An important metric in evaluating the long-term value of a company is understanding how its operating income is trending and what external factors can influence it either to rise or fall. In making this analysis, it is important to distinguish between operating and net income, although to many casual observers they seem very similar.

First, let’s discuss net income. This is a company’s profits or earnings–the “bottom line” so often discussed in business. Net income comes when you take the company’s revenue, subtract its cost of goods sold, operating costs, and other things such as depreciation, interest, taxes, payments to creditors, and so on. You then get the net income which is then divided by shares outstanding to get the earnings per share of a publicly traded company. The P/E ratio is based on this, and so net income is very commonly a main focus for investors.

Operating income is quite different. Those other things–depreciation, interest, taxes, payments to creditors–can be ignored.
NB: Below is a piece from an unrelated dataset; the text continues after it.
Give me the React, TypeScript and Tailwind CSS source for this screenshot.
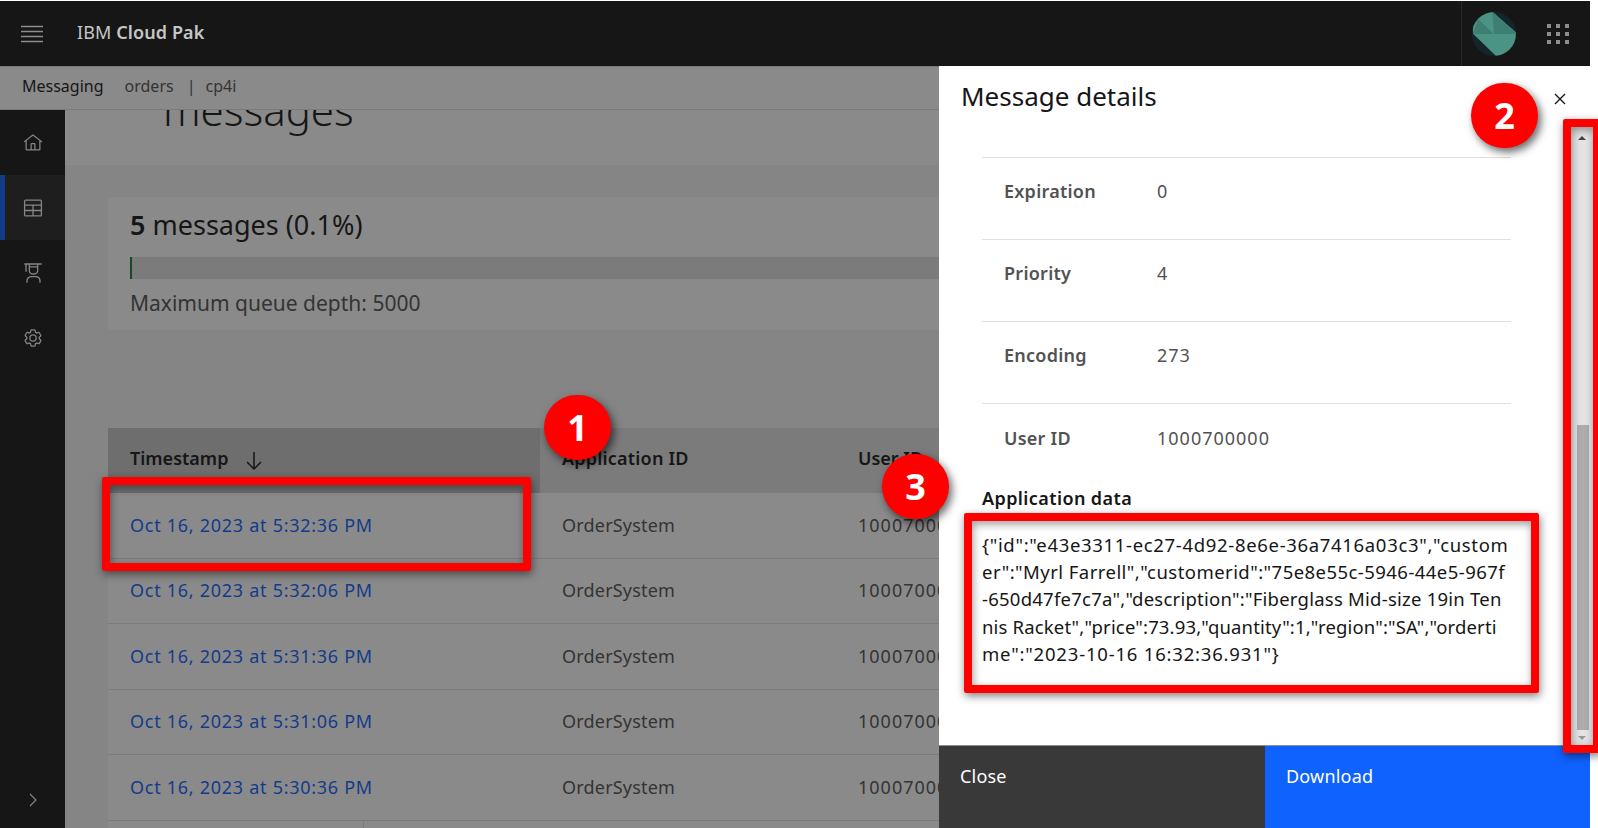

To get operating income, you simply take the revenue, subtract COGS, and then subtract operating expenses like selling, general & administrative expense and other expenses that are essential as part of doing business. In most cases, these will include depreciation and amortization, but not always (when they are excluded, this is called Earnings Before Interest, Taxes, Depreciation, and Amortization). When they are included, this is the more traditional operating income metric.

Whether you use operating income or EBITDA will depend on a number of factors that are unique to the company and sector you are operating in. EBITDA often is used in high-tech industries, especially software, where there is little depreciation and amortization of upfront expenses to be considered. However, it is probably a good idea to look at both operating income and EBITDA when valuing a company, whether software or in another field.

Why does these metrics matter? Simply because they look at the profitability of a business model on its own. Payments to creditors and taxes are variable costs that are exogenous to the business model–they can and do change, and whether they exist or not will not tell you if the company’s business can make a profit on its own. Operating income is an attempt at identifying the endogenous profitability of a business–and very often companies will be valued on their operating income first, net income second.

Many once unprofitable tech firms were given sky-high valuations from a retail investor’s perspective because of the focus on future operating income growth that professionals could see clearly. Hence complaints of skyhigh valuations of Amazon (AMZN) and Facebook (FB) when those stocks cost a tenth of what they do now. But sometimes the professionals are misguided by their operating income focus–hence spectacular failures and controversial stocks like GoPro (GPRO) and Uber (UBER), let alone the scandalous private company valuations of the last few years like Juicero and WeWork.

What is important for an analyst is to distinguish between these different metrics and know when to use them and how. This involves looking not only at the company from many different dimensions, but understanding which perspective matters the most and why.